The adoption of the 19th Constitutional Amendment adding Article 14A, guaranteeing a constitutional Right To Information, the adoption in 2016 of the Right to Information Act and the establishing of an independent Right to Information Commission. However it is regrettable that apart from these positive developments, there has been little else that has been done to implement the proposals set out in 1998.   

 

Highlights of the Colombo Declaration 2018

On the occasion of its 20th anniversary, the recently concluded four-day symposium touched upon various topics from media regulation to ensuring the safety of journalists to training upcoming journalists, challenges with implementing the RTI and the way forward, incorporating technology in the media industry and the power of journalism.   

 

There was another session on Right to Information and one of the very bright points in the Sri Lankan trajectory has been the adoption of the Constitutional Guarantee for the Right to Information

 

Touching on the key highlights of the sessions, Toby Mendel, Executive Director of the Centre for Law and Democracy, a Canadian-based international human rights NGO, said that it’s a special occasion as the 20th anniversary version of the Colombo Declaration is signed. “What was an attack on media with criminal defamation cases got turned around into a victory for press freedom. It in fact mobilised and unified the community to fight back and alternately led to the adoption of the Colombo Declaration on Media Freedom and Social Responsibility. I work all over the world on media freedom and Right to Information issues and I could say that people are making statements and declarations, but I don’t see anything as vast as the Colombo Declaration. It’s a comprehensive statement about why the press is important and it’s a roadmap to show what needs to be done to secure press freedom in this country. It’s incredible how 20 years later it’s still a hallmark and a reference point and therefore it’s a globally relevant document,” said Mendel.   

Referring to the sessions, Mendel said that the several issues from the idea of broadening the scope of the system to embracing the electronic media in both print and online media were raised. “In addition to that, the importance of media literacy was stressed, as people need to know what real media is and what’s not. It was also revealed that in Sri Lanka there’s no public service broadcaster, but the fact that there’s plenty of state media. However, in this changing informational environment, the need for a quality public service broadcaster is important. Safety was discussed and things have gotten better in Sri Lanka, but we haven’t seen accountability with regard to previous abusers. Sri Lanka was one of those countries which made headlines on the attacks and killings of journalists and people involved in the media. There was another session on Right to Information and one of the very bright points in the Sri Lankan trajectory has been the adoption of the Constitutional Guarantee for the Right to Information. It isn’t just a legal document, but an actual operational system which we heard of in Sri Lanka. In some other countries, notably in India, there are requests from people at the grassroots level. For example it was interesting to hear about a group of mothers - whose sons and husbands have disappeared- went to the Police with a copy of the RTI act and made demands about information about their loved ones,” he opined.   
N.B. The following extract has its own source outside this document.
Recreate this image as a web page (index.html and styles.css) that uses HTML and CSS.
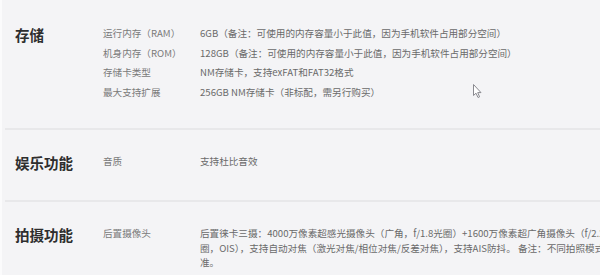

“A panel also spoke on the topic of fake news,” Mendel continued. “It was interesting to hear one panelist say that there is no such thing as fake news, but on the other hand we do have a problem of inaccuracy and misinformation from various sources and we need to combat it. “The panel discussion on contempt of court expressed on a variety of abuses and we heard from the Prime Minister that he’s trying to adopt a Contempt of Court act. However, I find the discussion on Contempt of Court a little bit conservative because in many countries you are pretty much free to say whatever you want about judgments, even before they are issued. This could even be while the case is continuing and it doesn’t matter whether the guy is guilty or not, because the court is able to do its business notwithstanding what the media reports, even on a biased perspective,” he added.   

 

The declaration was signed at a time when the then Government engaged in serial indictments against editors and publishes with criminal defamation charges

 

Another panel on training discussed about how Sri Lanka needs to move into new methods of training. They stressed on the fact that innovative and hands-on training is important. “This discussion pointed out how journalists need to be trained on a whole package of skills and a journalist should be a multimedia expert. I found an interesting panel on technology and on talking about robot journalists – but I thought it shouldn’t come too quickly because the human being is still important. We need to make sure that we integrate technology into our industry and survive as the world evolves. The power of journalists was also discussed and it is enormous. One of the best descriptions of that is if the media wasn’t powerful why would Governments around the world try to oppress and attack it! And why would they have wars trying to constrain them? Hence these are signs of the power media possess,” he added.